Re: [emma] Conversational Technologies Implementation Reports for EMMA 1.0 from JOHNSTON, MICHAEL J (MICHAEL J) on 2008-10-02 (www-multimodal@w3.org from October 2008)

From: JOHNSTON, MICHAEL J (MICHAEL J) <johnston@research.att.com>
Date: Thu, 2 Oct 2008 15:56:32 -0400
To: <www-multimodal@w3.org>
Message-ID: <0C50B346CAD5214EA8B5A7C0914CF2A401365B67@njfpsrvexg3.research.att.com>

Many thanks for your support of EMMA. The specific comments
your bring up have been discussed in detail by the 
EMMA subgroup and they have formulated the following
responses. Could you please confirm on the public list,
www-multimodal@w3.org if this resolution of the issues is
acceptable.
 
2.1 Recommend clarifying the spec on semantics of start and end times
for text input
 
RESPONSE: We agree that this should be clarified but would like to defer
this to a later version of EMMA. There are a number of issues that need
to be considered, for example, whether there is a difference between the
semantics of timing for typed text, cut and paste text, or text input
from a file.
 
2.2. (from updated report) test assertion 801 is inconsistent with the
specification
 
RESPONSE: We agree and have removed this test assertion.
 
best
Michael Johnston
on behalf of the EMMA subgroup
 
 
 
Conversational Technologies strongly supports the Extensible
MultiModal Annotation 1.0 (EMMA) standard.

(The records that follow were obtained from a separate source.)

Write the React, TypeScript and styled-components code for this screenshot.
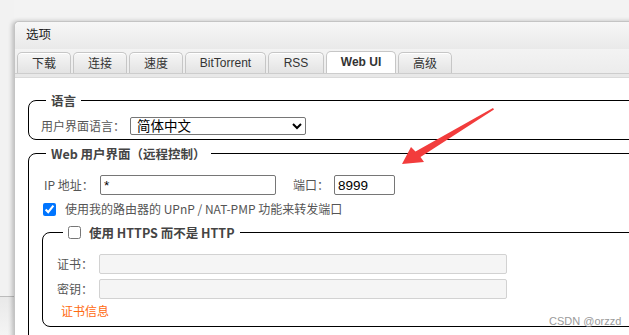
import styled, { createGlobalStyle } from "styled-components";

const GlobalStyle = createGlobalStyle`
  html, body {
    margin: 0;
    padding: 0;
    background: #f3f3f3;
    overflow: hidden;
  }
  body {
    font-family: "Noto Sans CJK SC", "Noto Sans", sans-serif;
  }
`;

const Page = styled.div`
  position: relative;
  display: flex;
  align-items: flex-start;
  width: 629px;
  height: 335px;
  overflow: hidden;
  background: #f3f3f3;
`;

const Gutter = styled.div`
  flex: none;
  align-self: stretch;
  width: 14px;
  display: flex;
  flex-direction: column;
`;

const GutterTop = styled.div`
  height: 296px;
  background: #f2f2f2;
`;

const GutterBottom = styled.div`
  flex: 1;
  border-top: 1px solid #bcbcbc;
  background: linear-gradient(#e9e9e9, #f4f4f4);
`;

const Window = styled.div`
  flex: none;
  width: 760px;
  margin-top: 21px;
  background: #fff;
  border: 1px solid #c4c4c4;
  border-right: none;
  border-bottom: none;
  border-top-left-radius: 5px;
  box-shadow: -2px 0 4px rgba(0, 0, 0, 0.22);
  display: flex;
  flex-direction: column;
`;

const TitleBar = styled.div`
  flex: none;
  height: 27px;
  box-sizing: border-box;
  display: flex;
  align-items: center;
  padding: 0 0 4px 11px;
  font-size: 12.5px;
  color: #222;
  background: linear-gradient(#f7f7f7, #e9e9e9);
  border-top-left-radius: 5px;
`;

const TabBar = styled.div`
  flex: none;
  height: 24px;
  display: flex;
  align-items: flex-end;
  gap: 2px;
  padding-left: 2px;
  background: linear-gradient(#f3f3f3, #ececec);
`;

const Tab = styled.div<{ $active?: boolean; $w: number }>`
  width: ${(p) => p.$w}px;
  height: ${(p) => (p.$active ? 22 : 21)}px;
  padding-bottom: 1px;
  display: flex;
  align-items: center;
  justify-content: center;
  box-sizing: border-box;
  border: 1px solid #c6c6c6;
  border-bottom: none;
  border-radius: 5px 5px 0 0;
  font-family: "Liberation Sans", "Noto Sans CJK SC", sans-serif;
  font-size: 12px;
  font-weight: ${(p) => (p.$active ? 700 : 400)};
  color: #333;
  background: ${(p) =>
    p.$active ? "#fff" : "linear-gradient(#f6f6f6, #e3e3e3)"};
  box-shadow: inset 0 1px 0 #fff;
`;

const TabBand = styled.div`
  flex: none;
  height: 3px;
  background: #e8e8e8;
  border-top: 1px solid #cdcdcd;
  border-bottom: 1px solid #dadada;
`;

const Content = styled.div`
  padding: 14px 0 0 13px;
  display: flex;
  flex-direction: column;
  gap: 5px;
`;

const Fieldset = styled.fieldset<{ $pl: number; $pt: number; $pb: number }>`
  margin: 0;
  min-width: 0;
  border: 1px solid #000;
  border-radius: 8px;
  padding: ${(p) => `${p.$pt}px 0 ${p.$pb}px ${p.$pl}px`};
  display: flex;
  flex-direction: column;
`;

const Legend = styled.legend<{ $ml: number }>`
  margin-left: ${(p) => p.$ml}px;
  padding: 0 5px;
  font-size: 12.5px;
  line-height: 17px;
  font-weight: 600;
  color: #444;
  display: flex;
  align-items: center;
  gap: 8px;
`;

const Row = styled.div<{ $ml?: number; $gap?: number }>`
  display: flex;
  align-items: center;
  margin-left: ${(p) => p.$ml ?? 0}px;
  margin-bottom: ${(p) => p.$gap ?? 0}px;
`;

const Label = styled.span<{ $w: number; $ml?: number }>`
  width: ${(p) => p.$w}px;
  margin-left: ${(p) => p.$ml ?? 0}px;
  flex: none;
  font-size: 12px;
  line-height: 16px;
  color: #555;
`;

const Text = styled.span`
  font-size: 12px;
  line-height: 16px;
  color: #555;
`;

const Select = styled.select`
  width: 176px;
  height: 18px;
  margin: 0;
  padding: 0 0 0 2px;
  box-sizing: border-box;
  border: 1px solid #767676;
  border-radius: 2px;
  background: #fff;
  color: #000;
  font-family: "Liberation Sans", "Noto Sans CJK SC", sans-serif;
  font-size: 13.5px;
`;

const Input = styled.input<{ $w: number; $disabled?: boolean }>`
  width: ${(p) => p.$w}px;
  height: 20px;
  margin: 0;
  padding: 0 3px;
  box-sizing: border-box;
  border: 1px solid ${(p) => (p.$disabled ? "#d2d2d2" : "#767676")};
  border-radius: 2px;
  background: ${(p) => (p.$disabled ? "#f5f5f5" : "#fff")};
  color: #000;
  font-family: "Liberation Sans", sans-serif;
  font-size: 13.5px;
  outline: none;
`;

const Check = styled.input`
  width: 13px;
  height: 13px;
  margin: 0;
  flex: none;
`;

const CheckRow = styled.label`
  display: flex;
  align-items: center;
  gap: 9px;
  margin-left: 1px;
  margin-bottom: 7px;
`;

const CertLink = styled.a`
  margin-left: 4px;
  font-size: 12px;
  line-height: 16px;
  color: #ff6a10;
  text-decoration: none;
`;

const Arrow = styled.svg`
  position: absolute;
  left: 0;
  top: 0;
  pointer-events: none;
`;

const Watermark = styled.div`
  position: absolute;
  left: 549px;
  top: 315px;
  font-family: "Liberation Sans", sans-serif;
  font-size: 11px;
  color: #9a9a9a;
`;

const tabs: [string, number][] = [
  ["下载", 54],
  ["连接", 54],
  ["速度", 54],
  ["BitTorrent", 81],
  ["RSS", 56],
  ["Web UI", 70],
  ["高级", 54],
];

export default function App() {
  return (
    <Page>
      <GlobalStyle />
      <Gutter>
        <GutterTop />
        <GutterBottom />
      </Gutter>
      <Window>
        <TitleBar>选项</TitleBar>
        <TabBar>
          {tabs.map(([t, w]) => (
            <Tab key={t} $w={w} $active={t === "Web UI"}>
              {t}
            </Tab>
          ))}
        </TabBar>
        <TabBand />
        <Content>
          <Fieldset $pl={12} $pt={8} $pb={4}>
            <Legend $ml={5}>语言</Legend>
            <Row>
              <Label $w={89}>用户界面语言：</Label>
              <Select defaultValue="zh">
                <option value="zh">简体中文</option>
              </Select>
            </Row>
          </Fieldset>
          <Fieldset $pl={13} $pt={13} $pb={30}>
            <Legend $ml={4}>Web 用户界面（远程控制）</Legend>
            <Row $ml={2} $gap={6}>
              <Label $w={56}>IP 地址：</Label>
              <Input $w={176} defaultValue="*" />
              <Label $w={41} $ml={17}>
                端口：
              </Label>
              <Input $w={61} defaultValue="8999" />
            </Row>
            <CheckRow>
              <Check type="checkbox" defaultChecked />
              <Text>使用我的路由器的 UPnP / NAT-PMP 功能来转发端口</Text>
            </CheckRow>
            <Fieldset $pl={14} $pt={13} $pb={7}>
              <Legend $ml={6}>
                <Check type="checkbox" />
                使用 HTTPS 而不是 HTTP
              </Legend>
              <Row $gap={5}>
                <Label $w={42}>证书：</Label>
                <Input $w={408} $disabled disabled />
              </Row>
              <Row $gap={4}>
                <Label $w={42}>密钥：</Label>
                <Input $w={408} $disabled disabled />
              </Row>
              <CertLink href="#">证书信息</CertLink>
            </Fieldset>
          </Fieldset>
        </Content>
      </Window>
      <Arrow width="629" height="335" viewBox="0 0 629 335">
        <polygon
          points="402,164 411,147 415.5,151.5 493,108 494,109.5 420.5,157 424,162"
          fill="#f23c3c"
        />
      </Arrow>
      <Watermark>CSDN @orzzd</Watermark>
    </Page>
  );
}
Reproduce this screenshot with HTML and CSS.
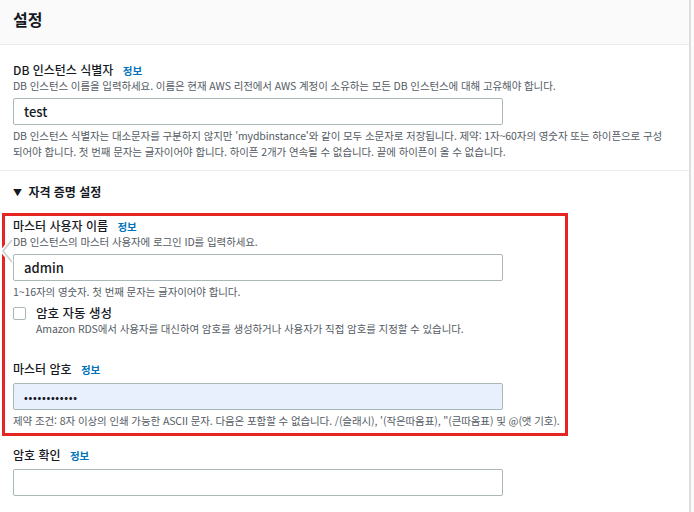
FILE: index.html
```html
<!DOCTYPE html>
<html lang="ko">
<head>
<meta charset="utf-8">
<link rel="stylesheet" href="styles.css">
</head>
<body>
<div class="page">
  <div class="panel">
    <div class="header">설정</div>
    <div class="section first">
      <div class="label">DB 인스턴스 식별자 <span class="info">정보</span></div>
      <div class="desc">DB 인스턴스 이름을 입력하세요. 이름은 현재 AWS 리전에서 AWS 계정이 소유하는 모든 DB 인스턴스에 대해 고유해야 합니다.</div>
      <div class="input">test</div>
      <div class="help">DB 인스턴스 식별자는 대소문자를 구분하지 않지만 'mydbinstance'와 같이 모두 소문자로 저장됩니다. 제약: 1자~60자의 영숫자 또는 하이픈으로 구성<br>되어야 합니다. 첫 번째 문자는 글자이어야 합니다. 하이픈 2개가 연속될 수 없습니다. 끝에 하이픈이 올 수 없습니다.</div>
    </div>
    <div class="section second">
      <div class="expander"><span class="caret">▼</span> 자격 증명 설정</div>
      <div class="highlight">
        <div class="label">마스터 사용자 이름 <span class="info">정보</span></div>
        <div class="desc">DB 인스턴스의 마스터 사용자에 로그인 ID를 입력하세요.</div>
        <div class="input">admin</div>
        <div class="help">1~16자의 영숫자. 첫 번째 문자는 글자이어야 합니다.</div>
        <div class="check-row">
          <span class="checkbox"></span>
          <div class="check-text">
            <div class="check-label">암호 자동 생성</div>
            <div class="desc">Amazon RDS에서 사용자를 대신하여 암호를 생성하거나 사용자가 직접 암호를 지정할 수 있습니다.</div>
          </div>
        </div>
        <div class="label pw-label">마스터 암호 <span class="info">정보</span></div>
        <div class="input autofill">••••••••••••</div>
        <div class="help">제약 조건: 8자 이상의 인쇄 가능한 ASCII 문자. 다음은 포함할 수 없습니다. /(슬래시), '(작은따옴표), "(큰따옴표) 및 @(앳 기호).</div>
      </div>
      <div class="label confirm-label">암호 확인 <span class="info">정보</span></div>
      <div class="input"></div>
    </div>
    <svg class="chevron" width="14" height="26" viewBox="0 0 14 26"><polyline points="12,2 3,13 12,24" fill="none" stroke="#ffffff" stroke-width="5"/><polyline points="12,2 3,13 12,24" fill="none" stroke="#c8cccc" stroke-width="1.5"/></svg>
  </div>
  <div class="side"></div>
</div>
</body>
</html>
```
FILE: styles.css
```css
html, body {
  margin: 0;
  padding: 0;
  background: #ffffff;
}
body {
  font-family: "Noto Sans CJK KR", "Noto Sans", "Liberation Sans", sans-serif;
  color: #16191f;
  width: 694px;
  height: 512px;
  overflow: hidden;
}
.page {
  display: flex;
  height: 512px;
}
.panel {
  position: relative;
  width: 689px;
  border-right: 2px solid #dcdedf;
  background: #ffffff;
}
.side {
  flex: 1;
  background: #fbfbfb;
}
.header {
  height: 44px;
  line-height: 38px;
  background: #fafafa;
  border-bottom: 1px solid #eaeded;
  padding-left: 13px;
  font-size: 16px;
  font-weight: 700;
}
.section {
  padding-left: 13px;
}
.section.first {
  padding-top: 17px;
  padding-bottom: 10px;
  border-bottom: 1px solid #eaeded;
}
.section.second {
  padding-top: 13px;
  padding-left: 0;
}
.section.second > .label,
.section.second > .input {
  margin-left: 13px;
}
.label {
  font-size: 12px;
  line-height: 16px;
  font-weight: 500;
}
.info {
  color: #0073bb;
  font-size: 10.5px;
  font-weight: 700;
  margin-left: 6px;
}
.desc {
  font-size: 10.5px;
  line-height: 14px;
  color: #545b64;
  letter-spacing: -0.1px;
}
.input {
  box-sizing: border-box;
  width: 490px;
  height: 27px;
  margin-top: 5px;
  border: 1px solid #aab7b8;
  border-radius: 2px;
  padding-left: 10px;
  font-size: 13px;
  line-height: 25px;
  font-weight: 500;
  background: #ffffff;
}
.input.autofill {
  background: #e8f0fe;
  font-size: 10px;
  font-weight: 700;
  letter-spacing: 0.7px;
}
.help {
  margin-top: 3px;
  font-size: 10.5px;
  line-height: 16px;
  color: #545b64;
  letter-spacing: -0.1px;
}
.expander {
  margin-left: 13px;
  font-size: 12px;
  line-height: 16px;
  font-weight: 700;
  color: #16191f;
}
.caret {
  font-size: 9px;
  margin-right: 3px;
  vertical-align: 1px;
}
.highlight {
  margin-top: 12px;
  margin-left: 2px;
  width: 552px;
  border: 3px solid #e52521;
  padding: 2px 0 4px 8px;
}
.check-row {
  display: flex;
  gap: 10px;
  margin-top: 4px;
}
.checkbox {
  box-sizing: border-box;
  width: 13px;
  height: 13px;
  margin-top: 3px;
  border: 1px solid #aab7b8;
  border-radius: 2px;
  flex: none;
}
.check-label {
  font-size: 12.5px;
  line-height: 18px;
  font-weight: 500;
}
.pw-label {
  margin-top: 25px;
}
.confirm-label {
  margin-top: 11px;
}
.chevron {
  position: absolute;
  left: 0;
  top: 238px;
}
```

By providing a standardized
yet extensible and flexible basis for representing user input, we
believe EMMA has tremendous potential for making possible a wide
variety of innovative multimodal applications. In particular, EMMA
provides strong support for applications based on user inputs in human
language in many modalities, including speech, text and handwriting as
well as visual modalities such as sign languages.  EMMA also
supports composite multimodal interactions in which several user
inputs in two or more modalities are integrated to represent a single
user intent.
 
The Conversational Technologies EMMA implementations are used in
tutorials on commercial applications of natural language processing
and spoken dialog systems.  We report on two implementations. The
first is an EMMA producer (NLWorkbench) which is used to illustrate
statistical and grammar-based semantic analysis of speech and text
inputs. The second implementation is an EMMA consumer, specifically a
viewer for EMMA documents. The viewer can be used in the classroom to
simplify examination of EMMA results as well as potentially in
commercial applications for debugging spoken dialog systems. In
addition, the viewer could also become the basis of an editor which
would support such applications as human annotation of EMMA documents
to be used as input to machine learning applications. For most of the
EMMA structural elements the viewer simply provides a tree structure
mirroring the XML markup. The most useful aspects of the viewer are
probably the graphical representation for EMMA lattices, the ability
to see timestamps as standard dates and the computed durations from
EMMA timestamps. The two implementations will be made available in the
near future as open source software.
 
Deborah Dahl, Conversational Technologies

Received on Thursday, 2 October 2008 19:57:11 UTC